• **What the exercise asks**
Every record below should be written out exactly; pictures stay out.

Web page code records
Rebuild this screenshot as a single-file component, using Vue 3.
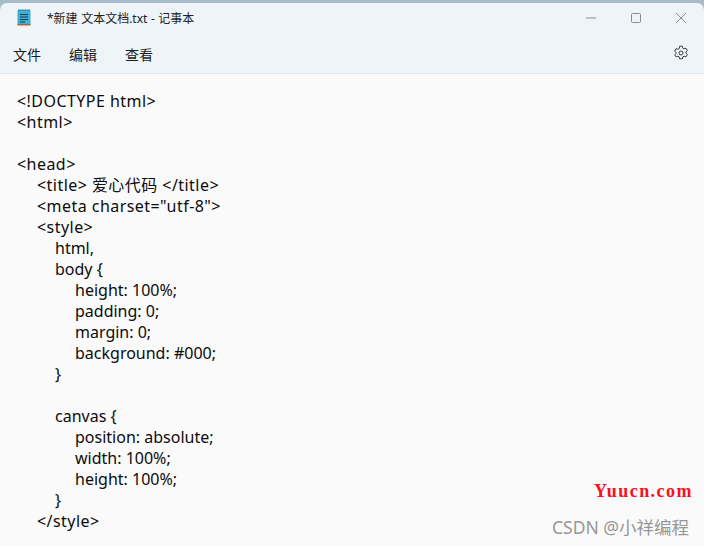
<script setup>
const lines = [
  [0, '<!DOCTYPE html>'], [0, '<html>'], [0, ''], [0, '<head>'],
  [1, '<title> 爱心代码 </title>'], [1, '<meta charset="utf-8">'], [1, '<style>'],
  [2, 'html,'], [2, 'body {'], [3, 'height: 100%;'], [3, 'padding: 0;'], [3, 'margin: 0;'],
  [3, 'background: #000;'], [2, '}'], [2, ''], [2, 'canvas {'],
  [3, 'position: absolute;'], [3, 'width: 100%;'], [3, 'height: 100%;'], [2, '}'], [1, '</style>'],
]
const isTag = (s) => s.startsWith('<')
</script>

<template>
  <div class="win">
    <div class="chrome">
      <header class="titlebar">
        <svg class="app" width="14" height="17" viewBox="0 0 14 17">
          <rect x="0.5" y="1" width="13" height="15" rx="1" fill="#3fb0d2" />
          <rect x="0.5" y="15" width="13" height="1.5" fill="#a9663a" />
          <path d="M2 0v2M4 0v2M6 0v2M8 0v2M10 0v2M12 0v2" stroke="#2b6f8e" stroke-width="0.8" />
          <path d="M3 5.500h8M3 8h8M3 10.500h8M3 13h5" stroke="#123f57" stroke-width="1" />
        </svg>
        <span class="title">*新建 文本文档.txt - 记事本</span>
        <div class="controls">
          <svg width="12" height="12" viewBox="0 0 12 12"><path d="M1 6h10" stroke="#8a8d8f" stroke-width="1" /></svg>
          <svg width="12" height="12" viewBox="0 0 12 12"><rect x="1.500" y="1.500" width="9" height="9" rx="1" fill="none" stroke="#8a8d8f" /></svg>
          <svg width="12" height="12" viewBox="0 0 12 12"><path d="M1 1l10 10M11 1L1 11" stroke="#8a8d8f" stroke-width="1" /></svg>
        </div>
      </header>
      <nav class="menubar">
        <span>文件</span><span>编辑</span><span>查看</span>
        <svg class="gear" width="16" height="16" viewBox="0 0 16 16" fill="none" stroke="#3a3d3f" stroke-width="1">
          <path d="M6.600 1.200h2.800l.4 1.900 1.300.7 1.900-.6 1.400 2.400-1.500 1.300v1.200l1.500 1.300-1.400 2.400-1.900-.6-1.300.7-.4 1.900H6.600l-.4-1.900-1.300-.7-1.900.6L1.600 9.900l1.500-1.300V7.400L1.600 6.100 3 3.700l1.900.6 1.300-.7z" stroke-linejoin="round" />
          <circle cx="8" cy="8" r="2" />
        </svg>
      </nav>
    </div>
    <main class="editor">
      <div
        v-for="(l, i) in lines"
        :key="i"
        class="line"
        :class="{ tag: isTag(l[1]) }"
        :style="{ paddingLeft: [0, 20, 38, 58][l[0]] + 'px' }"
      >{{ l[1] || ' ' }}</div>
    </main>
    <div class="mark1">Yuucn.com</div>
    <div class="mark2">CSDN @小祥编程</div>
  </div>
</template>

<style scoped>
.win {
  position: relative;
  width: 704px;
  height: 546px;
  overflow: hidden;
  background: #a7bcc6;
  padding-top: 3px;
  box-sizing: border-box;
  font-family: "Noto Sans", "Noto Sans CJK SC", sans-serif;
}
.chrome {
  background: #eef4f7;
  border-radius: 7px 7px 0 0;
  border-bottom: 1px solid #e2e5e7;
  height: 71px;
  box-sizing: border-box;
}
.titlebar {
  display: flex;
  align-items: center;
  height: 29px;
  padding-left: 17px;
}
.title {
  margin-left: 16px;
  font-size: 12px;
  word-spacing: 0.4px;
  color: #222;
}
.controls {
  margin-left: auto;
  display: flex;
  gap: 33px;
  padding-right: 17px;
}
.menubar {
  display: flex;
  align-items: center;
  height: 41px;
  padding: 2px 15px 0 13px;
  box-sizing: border-box;
  gap: 28px;
  font-size: 14px;
  color: #1c1c1c;
}
.gear { margin-left: auto; margin-top: -2px; }
.editor {
  background: #fafafa;
  height: 472px;
  padding-top: 17px;
  padding-left: 17px;
  box-sizing: border-box;
}
.line {
  height: 21px;
  line-height: 21px;
  font-size: 16px;
  color: #0c0c0c;
  white-space: pre;
}
.tag { letter-spacing: 0.45px; }
.mark1 {
  position: absolute;
  left: 594px;
  top: 481px;
  font: bold 18px "Liberation Serif", serif;
  color: #fa0f1e;
  letter-spacing: 1.45px;
}
.mark2 {
  position: absolute;
  left: 552px;
  top: 514px;
  font-size: 17.5px;
  color: #979797;
  white-space: nowrap;
}
</style>
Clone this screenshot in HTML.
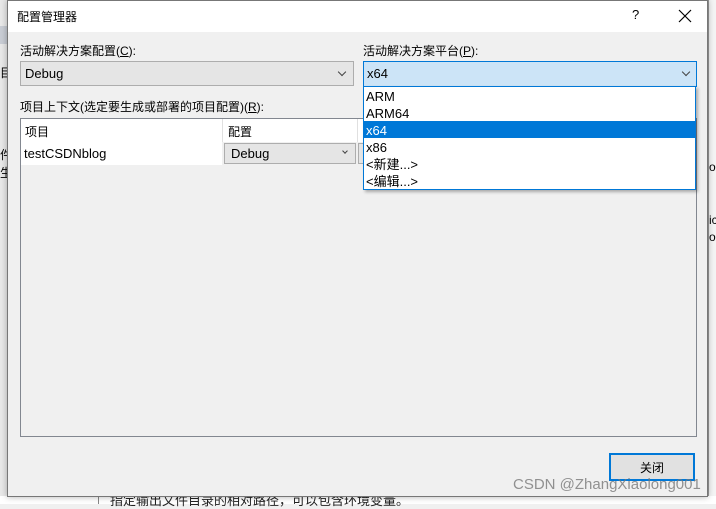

• **Solution to this problem**
Rebuild this screenshot as a single-file component, using Vue 3.
<script setup>
const lines = [
  [0, '<!DOCTYPE html>'], [0, '<html>'], [0, ''], [0, '<head>'],
  [1, '<title> 爱心代码 </title>'], [1, '<meta charset="utf-8">'], [1, '<style>'],
  [2, 'html,'], [2, 'body {'], [3, 'height: 100%;'], [3, 'padding: 0;'], [3, 'margin: 0;'],
  [3, 'background: #000;'], [2, '}'], [2, ''], [2, 'canvas {'],
  [3, 'position: absolute;'], [3, 'width: 100%;'], [3, 'height: 100%;'], [2, '}'], [1, '</style>'],
]
const isTag = (s) => s.startsWith('<')
</script>

<template>
  <div class="win">
    <div class="chrome">
      <header class="titlebar">
        <svg class="app" width="14" height="17" viewBox="0 0 14 17">
          <rect x="0.5" y="1" width="13" height="15" rx="1" fill="#3fb0d2" />
          <rect x="0.5" y="15" width="13" height="1.5" fill="#a9663a" />
          <path d="M2 0v2M4 0v2M6 0v2M8 0v2M10 0v2M12 0v2" stroke="#2b6f8e" stroke-width="0.8" />
          <path d="M3 5.500h8M3 8h8M3 10.500h8M3 13h5" stroke="#123f57" stroke-width="1" />
        </svg>
        <span class="title">*新建 文本文档.txt - 记事本</span>
        <div class="controls">
          <svg width="12" height="12" viewBox="0 0 12 12"><path d="M1 6h10" stroke="#8a8d8f" stroke-width="1" /></svg>
          <svg width="12" height="12" viewBox="0 0 12 12"><rect x="1.500" y="1.500" width="9" height="9" rx="1" fill="none" stroke="#8a8d8f" /></svg>
          <svg width="12" height="12" viewBox="0 0 12 12"><path d="M1 1l10 10M11 1L1 11" stroke="#8a8d8f" stroke-width="1" /></svg>
        </div>
      </header>
      <nav class="menubar">
        <span>文件</span><span>编辑</span><span>查看</span>
        <svg class="gear" width="16" height="16" viewBox="0 0 16 16" fill="none" stroke="#3a3d3f" stroke-width="1">
          <path d="M6.600 1.200h2.800l.4 1.900 1.300.7 1.900-.6 1.400 2.400-1.500 1.300v1.200l1.500 1.300-1.400 2.400-1.900-.6-1.300.7-.4 1.900H6.600l-.4-1.900-1.300-.7-1.900.6L1.600 9.900l1.500-1.300V7.400L1.600 6.100 3 3.700l1.900.6 1.300-.7z" stroke-linejoin="round" />
          <circle cx="8" cy="8" r="2" />
        </svg>
      </nav>
    </div>
    <main class="editor">
      <div
        v-for="(l, i) in lines"
        :key="i"
        class="line"
        :class="{ tag: isTag(l[1]) }"
        :style="{ paddingLeft: [0, 20, 38, 58][l[0]] + 'px' }"
      >{{ l[1] || ' ' }}</div>
    </main>
    <div class="mark1">Yuucn.com</div>
    <div class="mark2">CSDN @小祥编程</div>
  </div>
</template>

<style scoped>
.win {
  position: relative;
  width: 704px;
  height: 546px;
  overflow: hidden;
  background: #a7bcc6;
  padding-top: 3px;
  box-sizing: border-box;
  font-family: "Noto Sans", "Noto Sans CJK SC", sans-serif;
}
.chrome {
  background: #eef4f7;
  border-radius: 7px 7px 0 0;
  border-bottom: 1px solid #e2e5e7;
  height: 71px;
  box-sizing: border-box;
}
.titlebar {
  display: flex;
  align-items: center;
  height: 29px;
  padding-left: 17px;
}
.title {
  margin-left: 16px;
  font-size: 12px;
  word-spacing: 0.4px;
  color: #222;
}
.controls {
  margin-left: auto;
  display: flex;
  gap: 33px;
  padding-right: 17px;
}
.menubar {
  display: flex;
  align-items: center;
  height: 41px;
  padding: 2px 15px 0 13px;
  box-sizing: border-box;
  gap: 28px;
  font-size: 14px;
  color: #1c1c1c;
}
.gear { margin-left: auto; margin-top: -2px; }
.editor {
  background: #fafafa;
  height: 472px;
  padding-top: 17px;
  padding-left: 17px;
  box-sizing: border-box;
}
.line {
  height: 21px;
  line-height: 21px;
  font-size: 16px;
  color: #0c0c0c;
  white-space: pre;
}
.tag { letter-spacing: 0.45px; }
.mark1 {
  position: absolute;
  left: 594px;
  top: 481px;
  font: bold 18px "Liberation Serif", serif;
  color: #fa0f1e;
  letter-spacing: 1.45px;
}
.mark2 {
  position: absolute;
  left: 552px;
  top: 514px;
  font-size: 17.5px;
  color: #979797;
  white-space: nowrap;
}
</style>
Clone this screenshot in HTML.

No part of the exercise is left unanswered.